> [BRIEF] Output an exact reproduction of the data.

> [INFORMATION SHOWN]
═══

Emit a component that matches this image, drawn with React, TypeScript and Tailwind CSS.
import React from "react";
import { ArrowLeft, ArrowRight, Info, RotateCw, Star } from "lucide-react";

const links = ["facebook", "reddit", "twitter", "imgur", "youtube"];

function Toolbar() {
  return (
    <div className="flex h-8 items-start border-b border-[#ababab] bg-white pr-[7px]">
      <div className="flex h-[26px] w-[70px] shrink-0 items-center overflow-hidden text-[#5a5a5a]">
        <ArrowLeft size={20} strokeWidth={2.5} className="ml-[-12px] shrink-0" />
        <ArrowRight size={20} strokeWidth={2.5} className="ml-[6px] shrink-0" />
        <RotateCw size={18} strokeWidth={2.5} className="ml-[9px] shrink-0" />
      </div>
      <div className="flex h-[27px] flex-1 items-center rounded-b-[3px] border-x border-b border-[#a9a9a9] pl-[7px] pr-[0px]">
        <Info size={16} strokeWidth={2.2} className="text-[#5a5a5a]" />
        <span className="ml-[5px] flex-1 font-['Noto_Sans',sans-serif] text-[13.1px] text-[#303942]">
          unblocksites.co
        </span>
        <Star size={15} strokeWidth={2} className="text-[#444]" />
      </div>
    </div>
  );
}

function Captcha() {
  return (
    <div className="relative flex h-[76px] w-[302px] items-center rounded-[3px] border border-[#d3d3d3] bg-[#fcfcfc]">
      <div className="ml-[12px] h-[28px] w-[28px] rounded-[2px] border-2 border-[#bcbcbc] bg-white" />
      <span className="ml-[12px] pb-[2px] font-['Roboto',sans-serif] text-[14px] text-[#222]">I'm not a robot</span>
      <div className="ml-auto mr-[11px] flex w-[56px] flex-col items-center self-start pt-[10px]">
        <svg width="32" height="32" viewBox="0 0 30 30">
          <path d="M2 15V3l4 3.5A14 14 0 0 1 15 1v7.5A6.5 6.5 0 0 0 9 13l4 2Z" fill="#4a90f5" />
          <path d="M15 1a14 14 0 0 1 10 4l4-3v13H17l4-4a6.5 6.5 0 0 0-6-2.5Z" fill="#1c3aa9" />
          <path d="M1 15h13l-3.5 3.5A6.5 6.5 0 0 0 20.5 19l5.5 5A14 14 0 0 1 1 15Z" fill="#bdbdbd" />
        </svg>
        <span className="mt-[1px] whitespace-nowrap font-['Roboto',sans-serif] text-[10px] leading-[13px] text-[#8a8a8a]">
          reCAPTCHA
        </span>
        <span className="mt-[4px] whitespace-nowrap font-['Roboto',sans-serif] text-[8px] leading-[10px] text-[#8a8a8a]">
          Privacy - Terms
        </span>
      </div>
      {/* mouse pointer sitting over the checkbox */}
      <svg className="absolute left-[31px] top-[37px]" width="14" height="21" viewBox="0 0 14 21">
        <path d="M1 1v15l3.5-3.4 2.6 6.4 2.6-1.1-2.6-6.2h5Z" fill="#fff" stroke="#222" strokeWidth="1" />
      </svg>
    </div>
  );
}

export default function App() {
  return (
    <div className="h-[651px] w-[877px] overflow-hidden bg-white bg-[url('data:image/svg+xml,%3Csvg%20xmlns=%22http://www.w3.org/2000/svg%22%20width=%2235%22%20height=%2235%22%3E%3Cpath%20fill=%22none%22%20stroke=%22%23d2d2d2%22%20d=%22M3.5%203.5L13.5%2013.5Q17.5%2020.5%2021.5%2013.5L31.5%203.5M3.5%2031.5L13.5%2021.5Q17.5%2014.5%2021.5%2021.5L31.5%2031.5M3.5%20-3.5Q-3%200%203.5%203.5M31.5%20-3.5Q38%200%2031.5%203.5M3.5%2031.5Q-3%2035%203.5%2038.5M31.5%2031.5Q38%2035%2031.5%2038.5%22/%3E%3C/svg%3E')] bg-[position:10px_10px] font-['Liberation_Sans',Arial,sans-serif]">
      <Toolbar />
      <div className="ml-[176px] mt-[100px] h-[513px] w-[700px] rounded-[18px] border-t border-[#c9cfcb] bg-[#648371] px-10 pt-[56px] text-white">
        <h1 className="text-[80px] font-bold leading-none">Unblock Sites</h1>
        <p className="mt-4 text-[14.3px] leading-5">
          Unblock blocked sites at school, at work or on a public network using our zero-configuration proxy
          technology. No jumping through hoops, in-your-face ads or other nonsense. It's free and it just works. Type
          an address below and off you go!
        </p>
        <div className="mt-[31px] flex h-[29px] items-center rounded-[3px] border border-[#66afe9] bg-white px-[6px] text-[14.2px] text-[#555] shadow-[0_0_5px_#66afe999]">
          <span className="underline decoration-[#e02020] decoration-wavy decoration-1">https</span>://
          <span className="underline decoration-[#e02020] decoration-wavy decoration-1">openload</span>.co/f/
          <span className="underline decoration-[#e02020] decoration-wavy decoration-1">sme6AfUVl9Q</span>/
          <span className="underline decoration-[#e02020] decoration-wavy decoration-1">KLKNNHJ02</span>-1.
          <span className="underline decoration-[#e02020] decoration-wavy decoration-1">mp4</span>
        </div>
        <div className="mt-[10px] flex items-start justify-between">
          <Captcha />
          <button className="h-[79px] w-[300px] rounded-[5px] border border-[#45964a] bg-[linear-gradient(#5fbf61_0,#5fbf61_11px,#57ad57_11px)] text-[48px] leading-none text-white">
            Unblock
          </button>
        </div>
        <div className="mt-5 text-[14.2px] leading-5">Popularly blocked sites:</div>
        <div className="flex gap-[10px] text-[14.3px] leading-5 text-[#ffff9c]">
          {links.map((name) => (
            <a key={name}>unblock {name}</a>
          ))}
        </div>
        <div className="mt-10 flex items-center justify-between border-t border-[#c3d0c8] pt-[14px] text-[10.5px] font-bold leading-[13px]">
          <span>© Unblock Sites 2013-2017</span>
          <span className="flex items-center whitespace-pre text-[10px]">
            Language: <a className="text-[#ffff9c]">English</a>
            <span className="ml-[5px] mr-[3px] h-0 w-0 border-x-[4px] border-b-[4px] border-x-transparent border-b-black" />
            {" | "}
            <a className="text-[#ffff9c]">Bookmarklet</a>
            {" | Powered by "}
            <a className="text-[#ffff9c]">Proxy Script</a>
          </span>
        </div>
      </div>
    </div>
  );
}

═══

> [TASK RESULT]
Emit a component that matches this image, drawn with React, TypeScript and Tailwind CSS.
import React from "react";
import { ArrowLeft, ArrowRight, Info, RotateCw, Star } from "lucide-react";

const links = ["facebook", "reddit", "twitter", "imgur", "youtube"];

function Toolbar() {
  return (
    <div className="flex h-8 items-start border-b border-[#ababab] bg-white pr-[7px]">
      <div className="flex h-[26px] w-[70px] shrink-0 items-center overflow-hidden text-[#5a5a5a]">
        <ArrowLeft size={20} strokeWidth={2.5} className="ml-[-12px] shrink-0" />
        <ArrowRight size={20} strokeWidth={2.5} className="ml-[6px] shrink-0" />
        <RotateCw size={18} strokeWidth={2.5} className="ml-[9px] shrink-0" />
      </div>
      <div className="flex h-[27px] flex-1 items-center rounded-b-[3px] border-x border-b border-[#a9a9a9] pl-[7px] pr-[0px]">
        <Info size={16} strokeWidth={2.2} className="text-[#5a5a5a]" />
        <span className="ml-[5px] flex-1 font-['Noto_Sans',sans-serif] text-[13.1px] text-[#303942]">
          unblocksites.co
        </span>
        <Star size={15} strokeWidth={2} className="text-[#444]" />
      </div>
    </div>
  );
}

function Captcha() {
  return (
    <div className="relative flex h-[76px] w-[302px] items-center rounded-[3px] border border-[#d3d3d3] bg-[#fcfcfc]">
      <div className="ml-[12px] h-[28px] w-[28px] rounded-[2px] border-2 border-[#bcbcbc] bg-white" />
      <span className="ml-[12px] pb-[2px] font-['Roboto',sans-serif] text-[14px] text-[#222]">I'm not a robot</span>
      <div className="ml-auto mr-[11px] flex w-[56px] flex-col items-center self-start pt-[10px]">
        <svg width="32" height="32" viewBox="0 0 30 30">
          <path d="M2 15V3l4 3.5A14 14 0 0 1 15 1v7.5A6.5 6.5 0 0 0 9 13l4 2Z" fill="#4a90f5" />
          <path d="M15 1a14 14 0 0 1 10 4l4-3v13H17l4-4a6.5 6.5 0 0 0-6-2.5Z" fill="#1c3aa9" />
          <path d="M1 15h13l-3.5 3.5A6.5 6.5 0 0 0 20.5 19l5.5 5A14 14 0 0 1 1 15Z" fill="#bdbdbd" />
        </svg>
        <span className="mt-[1px] whitespace-nowrap font-['Roboto',sans-serif] text-[10px] leading-[13px] text-[#8a8a8a]">
          reCAPTCHA
        </span>
        <span className="mt-[4px] whitespace-nowrap font-['Roboto',sans-serif] text-[8px] leading-[10px] text-[#8a8a8a]">
          Privacy - Terms
        </span>
      </div>
      {/* mouse pointer sitting over the checkbox */}
      <svg className="absolute left-[31px] top-[37px]" width="14" height="21" viewBox="0 0 14 21">
        <path d="M1 1v15l3.5-3.4 2.6 6.4 2.6-1.1-2.6-6.2h5Z" fill="#fff" stroke="#222" strokeWidth="1" />
      </svg>
    </div>
  );
}

export default function App() {
  return (
    <div className="h-[651px] w-[877px] overflow-hidden bg-white bg-[url('data:image/svg+xml,%3Csvg%20xmlns=%22http://www.w3.org/2000/svg%22%20width=%2235%22%20height=%2235%22%3E%3Cpath%20fill=%22none%22%20stroke=%22%23d2d2d2%22%20d=%22M3.5%203.5L13.5%2013.5Q17.5%2020.5%2021.5%2013.5L31.5%203.5M3.5%2031.5L13.5%2021.5Q17.5%2014.5%2021.5%2021.5L31.5%2031.5M3.5%20-3.5Q-3%200%203.5%203.5M31.5%20-3.5Q38%200%2031.5%203.5M3.5%2031.5Q-3%2035%203.5%2038.5M31.5%2031.5Q38%2035%2031.5%2038.5%22/%3E%3C/svg%3E')] bg-[position:10px_10px] font-['Liberation_Sans',Arial,sans-serif]">
      <Toolbar />
      <div className="ml-[176px] mt-[100px] h-[513px] w-[700px] rounded-[18px] border-t border-[#c9cfcb] bg-[#648371] px-10 pt-[56px] text-white">
        <h1 className="text-[80px] font-bold leading-none">Unblock Sites</h1>
        <p className="mt-4 text-[14.3px] leading-5">
          Unblock blocked sites at school, at work or on a public network using our zero-configuration proxy
          technology. No jumping through hoops, in-your-face ads or other nonsense. It's free and it just works. Type
          an address below and off you go!
        </p>
        <div className="mt-[31px] flex h-[29px] items-center rounded-[3px] border border-[#66afe9] bg-white px-[6px] text-[14.2px] text-[#555] shadow-[0_0_5px_#66afe999]">
          <span className="underline decoration-[#e02020] decoration-wavy decoration-1">https</span>://
          <span className="underline decoration-[#e02020] decoration-wavy decoration-1">openload</span>.co/f/
          <span className="underline decoration-[#e02020] decoration-wavy decoration-1">sme6AfUVl9Q</span>/
          <span className="underline decoration-[#e02020] decoration-wavy decoration-1">KLKNNHJ02</span>-1.
          <span className="underline decoration-[#e02020] decoration-wavy decoration-1">mp4</span>
        </div>
        <div className="mt-[10px] flex items-start justify-between">
          <Captcha />
          <button className="h-[79px] w-[300px] rounded-[5px] border border-[#45964a] bg-[linear-gradient(#5fbf61_0,#5fbf61_11px,#57ad57_11px)] text-[48px] leading-none text-white">
            Unblock
          </button>
        </div>
        <div className="mt-5 text-[14.2px] leading-5">Popularly blocked sites:</div>
        <div className="flex gap-[10px] text-[14.3px] leading-5 text-[#ffff9c]">
          {links.map((name) => (
            <a key={name}>unblock {name}</a>
          ))}
        </div>
        <div className="mt-10 flex items-center justify-between border-t border-[#c3d0c8] pt-[14px] text-[10.5px] font-bold leading-[13px]">
          <span>© Unblock Sites 2013-2017</span>
          <span className="flex items-center whitespace-pre text-[10px]">
            Language: <a className="text-[#ffff9c]">English</a>
            <span className="ml-[5px] mr-[3px] h-0 w-0 border-x-[4px] border-b-[4px] border-x-transparent border-b-black" />
            {" | "}
            <a className="text-[#ffff9c]">Bookmarklet</a>
            {" | Powered by "}
            <a className="text-[#ffff9c]">Proxy Script</a>
          </span>
        </div>
      </div>
    </div>
  );
}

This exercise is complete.